There is a ticking time bomb the Times - along with the rest - should be scared to death of:
JUSTICE SCALIA: THE 45 WORDS — AND ORIGINAL MEANING — OF THE FIRST AMENDMENT
That article states in part:
Scalia argued his view on “textualism” was the ultimate defense of the First Amendment. In March 2012, an Associated Press report said he told an audience at Wesleyan University that the Court’s early justices would be “astonished that the notion of the Constitution changes to mean whatever each successive generation would like it to mean. … In fact, it would be not much use to have a First Amendment, for example, if the freedom of speech included only what some future generation wanted it to include. That would guarantee nothing at all.”

That opinion didn’t prevent Scalia from harsh criticism of what is widely viewed as one of the essential court rulings protecting free speech and a free press — the 1964 decision in New York Times Co. v. Sullivan.

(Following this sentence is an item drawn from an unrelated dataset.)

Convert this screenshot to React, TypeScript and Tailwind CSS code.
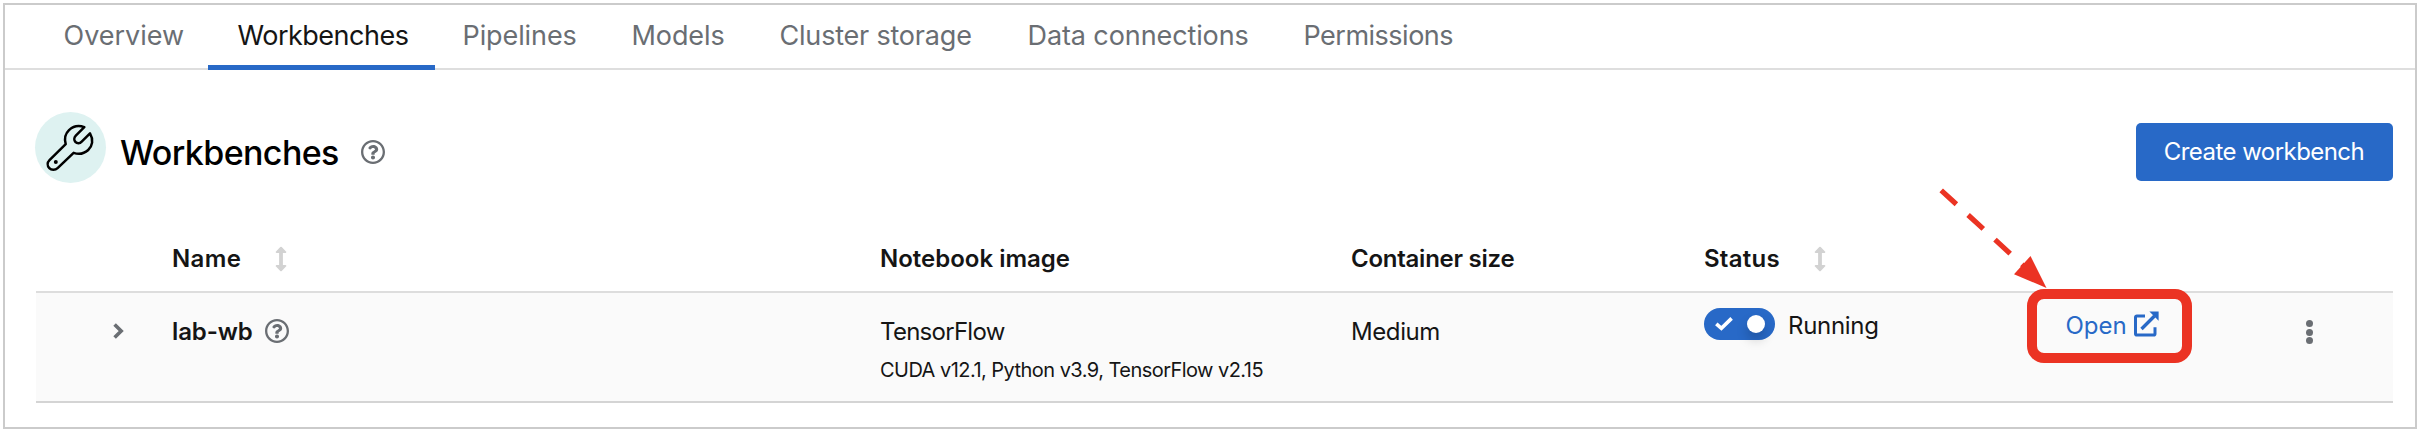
const tabs = [
  { label: 'Overview', cls: 'w-[173px] pl-[29px]', active: false },
  { label: 'Workbenches', cls: 'w-[227px] pl-[30px] tracking-[-0.5px]', active: true },
  { label: 'Pipelines', cls: 'w-[169px] pl-[28px] tracking-[-0.1px]', active: false },
  { label: 'Models', cls: 'w-[148px] pl-[28px] tracking-[-0.1px]', active: false },
  { label: 'Cluster storage', cls: 'w-[248px] pl-[28px] tracking-[-0.2px]', active: false },
  { label: 'Data connections', cls: 'w-[276px] pl-[28px] tracking-[-0.1px]', active: false },
  { label: 'Permissions', cls: 'w-[204px] pl-[28px] tracking-[-0.5px]', active: false },
];

function HelpIcon() {
  return (
    <svg width="24" height="24" viewBox="8 8 496 496" fill="#6a6e73" className="shrink-0">
      <path d="M256 8C119.043 8 8 119.083 8 256c0 136.997 111.043 248 248 248s248-111.003 248-248C504 119.083 392.957 8 256 8zm0 448c-110.532 0-200-89.431-200-200 0-110.495 89.472-200 200-200 110.491 0 200 89.471 200 200 0 110.53-89.431 200-200 200zm107.244-255.2c0 67.052-72.421 68.084-72.421 92.863V300c0 6.627-5.373 12-12 12h-45.647c-6.627 0-12-5.373-12-12v-8.659c0-35.745 27.1-50.034 47.579-61.516 17.561-9.845 28.324-16.541 28.324-29.579 0-17.246-21.999-28.693-39.784-28.693-23.189 0-33.894 10.977-48.942 29.969-4.057 5.12-11.46 6.071-16.666 2.124l-27.824-21.098c-5.107-3.872-6.251-11.066-2.644-16.363C184.846 131.491 214.94 112 261.794 112c49.071 0 101.45 38.304 101.45 88.8zM298 368c0 23.159-18.841 42-42 42s-42-18.841-42-42 18.841-42 42-42 42 18.841 42 42z" />
    </svg>
  );
}

function SortIcon() {
  return (
    <svg width="12" height="26" viewBox="0 0 12 26" className="shrink-0">
      <path
        d="M6 1.8 L10.3 6.1 H1.7 Z M6 24.2 L10.3 19.9 H1.7 Z"
        fill="#d2d2d2"
        stroke="#d2d2d2"
        strokeWidth="2"
        strokeLinejoin="round"
      />
      <path d="M6 5 V21" stroke="#d2d2d2" strokeWidth="3.8" />
    </svg>
  );
}

function WrenchBadge() {
  return (
    <div className="flex h-[71px] w-[71px] shrink-0 items-center justify-center rounded-full bg-[#def2f1]">
      <svg width="71" height="71" viewBox="0 0 71 71" fill="none" stroke="#000" strokeWidth="2.5" strokeLinejoin="round" strokeLinecap="round">
        <path d="M49.3 15.2 L40.8 23.7 C38.8 25.8 38.9 28.4 40.5 30 C42.2 31.6 44.8 31.6 46.7 29.6 L55 21.4 C58.8 27.8 57.4 34.2 53.2 38 C49.4 41.4 43.8 42.7 38.6 40.8 L22.6 56.1 C20.2 58.5 16.4 58.4 14.3 56.1 C12.1 53.8 12.2 50.4 14.5 48.1 L30.7 32.1 C29 26.2 30.7 21.4 34 18.2 C38 14.4 43.9 13.2 49.3 15.2 Z" />
        <circle cx="20.8" cy="50" r="2" fill="#000" stroke="none" />
      </svg>
    </div>
  );
}

function Toggle() {
  return (
    <div className="flex h-8 w-[71px] shrink-0 items-center justify-between rounded-full bg-[#2869c7] pr-[10.5px] pl-[11px]">
      <svg width="18" height="14" viewBox="0 0 18 14" fill="none" stroke="#fff" strokeWidth="3.6">
        <path d="M1.3 6.8 L6.4 11.4 L16.6 1.4" />
      </svg>
      <span className="h-[18px] w-[18px] rounded-full bg-white shadow-[0_7px_12px_rgba(0,0,0,0.2)]" />
    </div>
  );
}

function ExternalIcon() {
  return (
    <svg width="25" height="26" viewBox="0 0 25 26" fill="none" stroke="#2869c7" strokeWidth="3">
      <path d="M11 4.9 H2.9 Q1.5 4.9 1.5 6.3 V22.7 Q1.5 24 2.9 24 H19.7 Q21 24 21 22.7 V16.2" />
      <path d="M7.5 18 L20.5 5" strokeWidth="3.4" />
      <path d="M15.4 0.5 H24.6 V9.7 Z" fill="#2869c7" stroke="none" />
    </svg>
  );
}

export default function App() {
  return (
    <div className="relative h-[434px] w-[2424px] overflow-hidden bg-white pt-[3px] pl-[3px] font-['Inter','Liberation_Sans',sans-serif] text-[24px] text-[#151515]">
      <div className="h-[426px] w-[2414px] border-2 border-[#cbcbcb]">
        <nav className="flex h-[65px] border-b-2 border-[#dedede] pl-[29.5px] text-[27px] leading-[61px] text-[#6a6e73]">
          {tabs.map((t) => (
            <div
              key={t.label}
              className={`${t.cls} h-[65px] shrink-0 whitespace-nowrap ${t.active ? 'border-b-[5px] border-[#2869c7] text-[#151515]' : ''}`}
            >
              {t.label}
            </div>
          ))}
        </nav>

        <header className="flex h-[156px] items-start pr-[22.5px] pl-[30px]">
          <div className="pt-[42px]">
            <WrenchBadge />
          </div>
          <h1 className="ml-[14px] w-[241px] pt-[62px] text-[34px] leading-[41px] font-medium tracking-[-0.6px] whitespace-nowrap text-black">
            Workbenches
          </h1>
          <div className="pt-[70px]">
            <HelpIcon />
          </div>
          <button className="mt-[53px] ml-auto h-[58px] w-[257px] rounded-[5px] bg-[#2869c7] text-center text-[24px] tracking-[-0.55px] whitespace-nowrap text-white">
            Create workbench
          </button>
        </header>

        <section className="mr-[22.5px] ml-[30.5px]">
          <div className="flex h-[67px] items-start border-b-2 border-[#dddddd] pt-[16px] pl-[136.5px] leading-[34px] font-semibold whitespace-nowrap">
            <div className="flex w-[708px] items-center">
              <span className="w-[103px] tracking-[0.4px]">Name</span>
              <SortIcon />
            </div>
            <div className="w-[471px]">Notebook image</div>
            <div className="w-[353px] tracking-[-0.25px]">Container size</div>
            <div className="flex items-center">
              <span className="w-[110px] tracking-[0.25px]">Status</span>
              <SortIcon />
            </div>
          </div>

          <div className="flex h-[110px] border-b-2 border-[#d4d4d4] bg-[#fafafa] whitespace-nowrap">
            <div className="w-[136.5px] pt-[30px] pl-[77px]">
              <svg width="11" height="16" viewBox="0 0 11 16" fill="none" stroke="#6a6e73" strokeWidth="3.6">
                <path d="M1.6 1.4 L8.2 8 L1.6 14.6" />
              </svg>
            </div>
            <div className="flex w-[708px] gap-[12px] pt-[22px] leading-[34px] font-semibold">
              <span className="w-[81px] tracking-[-0.1px]">lab-wb</span>
              <div className="pt-[4px]">
                <HelpIcon />
              </div>
            </div>
            <div className="w-[471px] pt-[22px] leading-[34px]">
              <div className="tracking-[-0.73px]">TensorFlow</div>
              <div className="mt-[5px] text-[20px] leading-[32px] tracking-[-0.54px]">CUDA v12.1, Python v3.9, TensorFlow v2.15</div>
            </div>
            <div className="w-[353px] pt-[22px] leading-[34px] tracking-[-0.4px]">Medium</div>
            <div className="mt-[15px] flex h-8 w-[361.5px] items-center gap-[13px]">
              <Toggle />
              <span className="pt-[3px] tracking-[-0.3px]">Running</span>
            </div>
            <div className="mt-[15px] flex h-8 w-[240px] items-center gap-[7px] text-[#2869c7]">
              <span className="pt-[3px]">Open</span>
              <ExternalIcon />
            </div>
            <div className="flex flex-col gap-[1.5px] pt-[27px]">
              <i className="h-[7px] w-[7px] rounded-full bg-[#6a6e73]" />
              <i className="h-[7px] w-[7px] rounded-full bg-[#6a6e73]" />
              <i className="h-[7px] w-[7px] rounded-full bg-[#6a6e73]" />
            </div>
          </div>
        </section>
      </div>

      <div className="absolute top-[289px] left-[2027px] h-[74px] w-[165px] rounded-[17px] border-[10px] border-[#eb3323]" />
      <svg className="absolute top-[180px] left-[1920px]" width="140" height="120" viewBox="0 0 140 120">
        <path d="M21.2 10.3 L107 89" stroke="#eb3323" strokeWidth="5.2" strokeDasharray="20.6 15.9" />
        <path d="M110.5 76 L126.5 108 L94 94.2 Z" fill="#eb3323" />
      </svg>
    </div>
  );
}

At the Newseum in the Aspen Institute 2011 Washington Ideas Forum, Scalia said the landmark ruling meant “you can libel public figures without liability so long as you are relying on some statement from a reliable source, whether it’s true or not.

“Now the old libel law used to be (that) you’re responsible, you say something false that harms somebody’s reputation, we don’t care if it was told to you by nine bishops, you are liable,” Scalia said. “New York Times v. Sullivan just cast that aside because the Court thought in modern society, it’d be a good idea if the press could say a lot of stuff about public figures without having to worry. And that may be correct, that may be right, but if it was right it should have been adopted by the people. It should have been debated in the New York Legislature and the New York Legislature could have said, ‘Yes, we’re going to change our libel law.’”

But in Times v. Sullivan, Scalia said the Supreme Court, under Justice Earl Warren, “… simply decided, ‘Yes, it used to be that … George Washington could sue somebody that libeled him, but we don’t think that’s a good idea anymore.’”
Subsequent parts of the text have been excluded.